## BEGIN

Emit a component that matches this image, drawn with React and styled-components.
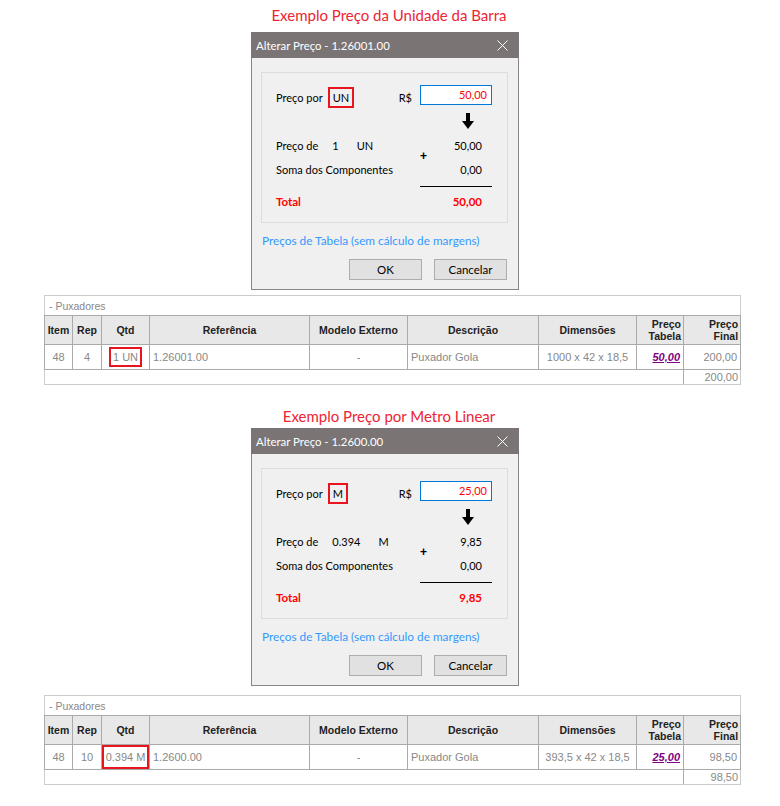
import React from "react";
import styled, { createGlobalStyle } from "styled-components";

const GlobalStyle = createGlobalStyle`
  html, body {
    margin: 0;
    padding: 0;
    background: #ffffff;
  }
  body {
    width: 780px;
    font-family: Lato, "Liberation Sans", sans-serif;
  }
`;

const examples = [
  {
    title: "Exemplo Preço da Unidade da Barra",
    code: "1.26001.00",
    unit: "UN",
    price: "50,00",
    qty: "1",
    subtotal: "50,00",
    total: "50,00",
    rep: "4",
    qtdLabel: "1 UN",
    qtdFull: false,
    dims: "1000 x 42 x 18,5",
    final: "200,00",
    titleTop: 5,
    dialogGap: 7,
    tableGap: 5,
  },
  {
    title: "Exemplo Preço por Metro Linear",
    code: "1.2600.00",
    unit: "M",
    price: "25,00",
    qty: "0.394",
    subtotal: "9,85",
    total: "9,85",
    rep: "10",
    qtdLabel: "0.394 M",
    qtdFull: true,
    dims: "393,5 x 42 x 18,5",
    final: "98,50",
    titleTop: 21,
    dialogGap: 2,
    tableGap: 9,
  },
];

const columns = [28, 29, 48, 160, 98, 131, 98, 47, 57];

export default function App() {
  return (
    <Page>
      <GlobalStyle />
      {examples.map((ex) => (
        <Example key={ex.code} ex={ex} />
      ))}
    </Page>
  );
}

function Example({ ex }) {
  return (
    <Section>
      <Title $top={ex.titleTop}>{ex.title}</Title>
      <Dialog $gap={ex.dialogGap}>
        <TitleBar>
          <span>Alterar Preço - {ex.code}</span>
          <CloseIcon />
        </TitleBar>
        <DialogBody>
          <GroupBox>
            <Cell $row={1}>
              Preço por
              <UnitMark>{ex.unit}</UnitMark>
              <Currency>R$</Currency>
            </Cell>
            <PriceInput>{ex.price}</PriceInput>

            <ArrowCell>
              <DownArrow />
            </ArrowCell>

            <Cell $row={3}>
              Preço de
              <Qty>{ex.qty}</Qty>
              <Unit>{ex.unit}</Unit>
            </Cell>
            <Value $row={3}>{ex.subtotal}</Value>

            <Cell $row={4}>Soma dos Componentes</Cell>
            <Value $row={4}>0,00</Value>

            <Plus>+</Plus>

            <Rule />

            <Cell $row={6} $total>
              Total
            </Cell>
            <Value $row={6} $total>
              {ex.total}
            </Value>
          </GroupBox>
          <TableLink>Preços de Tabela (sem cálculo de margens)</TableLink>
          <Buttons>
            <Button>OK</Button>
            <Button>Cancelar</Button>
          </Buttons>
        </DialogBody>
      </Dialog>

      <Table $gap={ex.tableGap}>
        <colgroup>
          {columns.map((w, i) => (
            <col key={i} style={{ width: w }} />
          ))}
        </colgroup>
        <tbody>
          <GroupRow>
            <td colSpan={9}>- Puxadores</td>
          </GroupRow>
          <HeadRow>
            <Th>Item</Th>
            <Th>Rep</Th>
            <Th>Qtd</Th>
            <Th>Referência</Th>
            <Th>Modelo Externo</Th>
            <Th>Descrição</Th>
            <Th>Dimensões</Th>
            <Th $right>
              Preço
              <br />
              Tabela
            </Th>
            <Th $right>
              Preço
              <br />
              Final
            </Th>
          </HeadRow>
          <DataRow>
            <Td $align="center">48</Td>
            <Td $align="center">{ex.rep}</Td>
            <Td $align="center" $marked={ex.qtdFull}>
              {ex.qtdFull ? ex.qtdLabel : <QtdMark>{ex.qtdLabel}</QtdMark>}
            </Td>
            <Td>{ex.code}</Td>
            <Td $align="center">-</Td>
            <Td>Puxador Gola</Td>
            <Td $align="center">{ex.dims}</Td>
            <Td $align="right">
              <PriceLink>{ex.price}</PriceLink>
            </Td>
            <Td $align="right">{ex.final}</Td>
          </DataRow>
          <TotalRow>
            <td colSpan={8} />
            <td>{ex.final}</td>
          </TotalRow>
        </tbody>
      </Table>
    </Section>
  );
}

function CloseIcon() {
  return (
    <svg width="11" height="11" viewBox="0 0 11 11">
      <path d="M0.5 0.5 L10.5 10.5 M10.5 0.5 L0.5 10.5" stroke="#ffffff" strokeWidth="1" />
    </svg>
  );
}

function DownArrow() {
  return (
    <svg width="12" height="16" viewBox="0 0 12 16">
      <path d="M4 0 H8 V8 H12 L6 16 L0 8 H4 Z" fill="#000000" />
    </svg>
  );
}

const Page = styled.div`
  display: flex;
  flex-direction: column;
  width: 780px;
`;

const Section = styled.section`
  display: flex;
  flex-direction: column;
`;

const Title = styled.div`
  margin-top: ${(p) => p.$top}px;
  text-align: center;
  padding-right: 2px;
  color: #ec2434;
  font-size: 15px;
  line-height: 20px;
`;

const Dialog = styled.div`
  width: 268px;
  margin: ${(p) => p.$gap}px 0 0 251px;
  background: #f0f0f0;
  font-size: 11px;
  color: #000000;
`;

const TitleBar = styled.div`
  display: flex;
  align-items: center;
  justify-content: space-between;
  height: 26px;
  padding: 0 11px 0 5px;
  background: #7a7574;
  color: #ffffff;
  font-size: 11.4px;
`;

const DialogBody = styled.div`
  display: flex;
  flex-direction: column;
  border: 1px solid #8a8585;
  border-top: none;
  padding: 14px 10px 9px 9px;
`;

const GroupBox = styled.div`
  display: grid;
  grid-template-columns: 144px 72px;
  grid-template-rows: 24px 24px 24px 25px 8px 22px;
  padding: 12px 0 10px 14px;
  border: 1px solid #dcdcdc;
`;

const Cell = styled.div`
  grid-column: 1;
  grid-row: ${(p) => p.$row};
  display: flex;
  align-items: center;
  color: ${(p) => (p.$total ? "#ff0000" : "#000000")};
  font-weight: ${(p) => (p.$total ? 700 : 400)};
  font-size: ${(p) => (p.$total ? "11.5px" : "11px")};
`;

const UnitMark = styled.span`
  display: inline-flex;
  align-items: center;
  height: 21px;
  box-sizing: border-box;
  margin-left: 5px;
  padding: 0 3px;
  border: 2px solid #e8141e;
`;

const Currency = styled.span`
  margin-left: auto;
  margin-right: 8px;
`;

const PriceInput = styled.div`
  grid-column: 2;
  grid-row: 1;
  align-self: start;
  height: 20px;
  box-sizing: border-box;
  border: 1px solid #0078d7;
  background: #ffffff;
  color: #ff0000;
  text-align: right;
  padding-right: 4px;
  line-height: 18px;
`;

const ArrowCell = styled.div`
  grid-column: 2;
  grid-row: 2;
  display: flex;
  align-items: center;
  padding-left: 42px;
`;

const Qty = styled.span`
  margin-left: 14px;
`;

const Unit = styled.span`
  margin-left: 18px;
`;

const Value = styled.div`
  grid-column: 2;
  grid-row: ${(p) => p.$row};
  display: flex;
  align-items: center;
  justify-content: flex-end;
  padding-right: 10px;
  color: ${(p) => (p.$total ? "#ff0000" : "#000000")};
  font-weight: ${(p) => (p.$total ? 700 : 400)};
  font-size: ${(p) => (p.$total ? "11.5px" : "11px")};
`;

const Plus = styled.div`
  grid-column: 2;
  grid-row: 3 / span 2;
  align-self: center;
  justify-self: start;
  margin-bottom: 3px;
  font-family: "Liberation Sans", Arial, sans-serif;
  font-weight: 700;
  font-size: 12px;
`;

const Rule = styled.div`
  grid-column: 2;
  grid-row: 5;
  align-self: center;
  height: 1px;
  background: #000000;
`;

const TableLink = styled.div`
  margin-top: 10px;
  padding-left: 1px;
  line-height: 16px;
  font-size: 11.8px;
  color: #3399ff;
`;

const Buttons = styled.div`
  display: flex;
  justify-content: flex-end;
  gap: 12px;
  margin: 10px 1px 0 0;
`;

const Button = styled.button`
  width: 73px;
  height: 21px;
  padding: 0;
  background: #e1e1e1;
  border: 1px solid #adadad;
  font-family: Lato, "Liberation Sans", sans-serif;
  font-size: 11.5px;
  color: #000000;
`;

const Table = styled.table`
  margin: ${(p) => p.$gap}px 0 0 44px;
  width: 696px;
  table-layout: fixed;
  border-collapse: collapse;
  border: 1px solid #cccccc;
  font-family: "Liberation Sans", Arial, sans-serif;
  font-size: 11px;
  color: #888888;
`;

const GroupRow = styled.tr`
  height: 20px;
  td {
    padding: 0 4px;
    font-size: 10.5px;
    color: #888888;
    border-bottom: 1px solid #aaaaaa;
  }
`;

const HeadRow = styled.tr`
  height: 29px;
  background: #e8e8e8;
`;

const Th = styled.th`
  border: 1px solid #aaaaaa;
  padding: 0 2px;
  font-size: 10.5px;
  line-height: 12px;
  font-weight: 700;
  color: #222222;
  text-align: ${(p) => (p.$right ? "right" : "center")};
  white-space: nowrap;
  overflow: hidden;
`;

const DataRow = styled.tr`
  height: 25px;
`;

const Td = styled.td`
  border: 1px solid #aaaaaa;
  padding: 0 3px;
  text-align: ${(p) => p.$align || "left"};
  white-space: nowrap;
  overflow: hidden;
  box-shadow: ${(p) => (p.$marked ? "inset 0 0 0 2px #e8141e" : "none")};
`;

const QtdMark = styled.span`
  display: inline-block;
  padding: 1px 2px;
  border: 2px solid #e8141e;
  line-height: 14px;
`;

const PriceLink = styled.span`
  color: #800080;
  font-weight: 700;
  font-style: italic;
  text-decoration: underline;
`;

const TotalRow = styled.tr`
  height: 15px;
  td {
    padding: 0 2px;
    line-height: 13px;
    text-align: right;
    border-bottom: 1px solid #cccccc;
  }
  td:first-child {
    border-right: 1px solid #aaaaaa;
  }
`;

## END

WORK REQUIRED:
Go from the first line of the data above to the line containing "</ArrowCell>" and retype exactly those lines, both included, but none of the pictures.

FINISHED EXERCISE:
Emit a component that matches this image, drawn with React and styled-components.
import React from "react";
import styled, { createGlobalStyle } from "styled-components";

const GlobalStyle = createGlobalStyle`
  html, body {
    margin: 0;
    padding: 0;
    background: #ffffff;
  }
  body {
    width: 780px;
    font-family: Lato, "Liberation Sans", sans-serif;
  }
`;

const examples = [
  {
    title: "Exemplo Preço da Unidade da Barra",
    code: "1.26001.00",
    unit: "UN",
    price: "50,00",
    qty: "1",
    subtotal: "50,00",
    total: "50,00",
    rep: "4",
    qtdLabel: "1 UN",
    qtdFull: false,
    dims: "1000 x 42 x 18,5",
    final: "200,00",
    titleTop: 5,
    dialogGap: 7,
    tableGap: 5,
  },
  {
    title: "Exemplo Preço por Metro Linear",
    code: "1.2600.00",
    unit: "M",
    price: "25,00",
    qty: "0.394",
    subtotal: "9,85",
    total: "9,85",
    rep: "10",
    qtdLabel: "0.394 M",
    qtdFull: true,
    dims: "393,5 x 42 x 18,5",
    final: "98,50",
    titleTop: 21,
    dialogGap: 2,
    tableGap: 9,
  },
];

const columns = [28, 29, 48, 160, 98, 131, 98, 47, 57];

export default function App() {
  return (
    <Page>
      <GlobalStyle />
      {examples.map((ex) => (
        <Example key={ex.code} ex={ex} />
      ))}
    </Page>
  );
}

function Example({ ex }) {
  return (
    <Section>
      <Title $top={ex.titleTop}>{ex.title}</Title>
      <Dialog $gap={ex.dialogGap}>
        <TitleBar>
          <span>Alterar Preço - {ex.code}</span>
          <CloseIcon />
        </TitleBar>
        <DialogBody>
          <GroupBox>
            <Cell $row={1}>
              Preço por
              <UnitMark>{ex.unit}</UnitMark>
              <Currency>R$</Currency>
            </Cell>
            <PriceInput>{ex.price}</PriceInput>

            <ArrowCell>
              <DownArrow />
            </ArrowCell>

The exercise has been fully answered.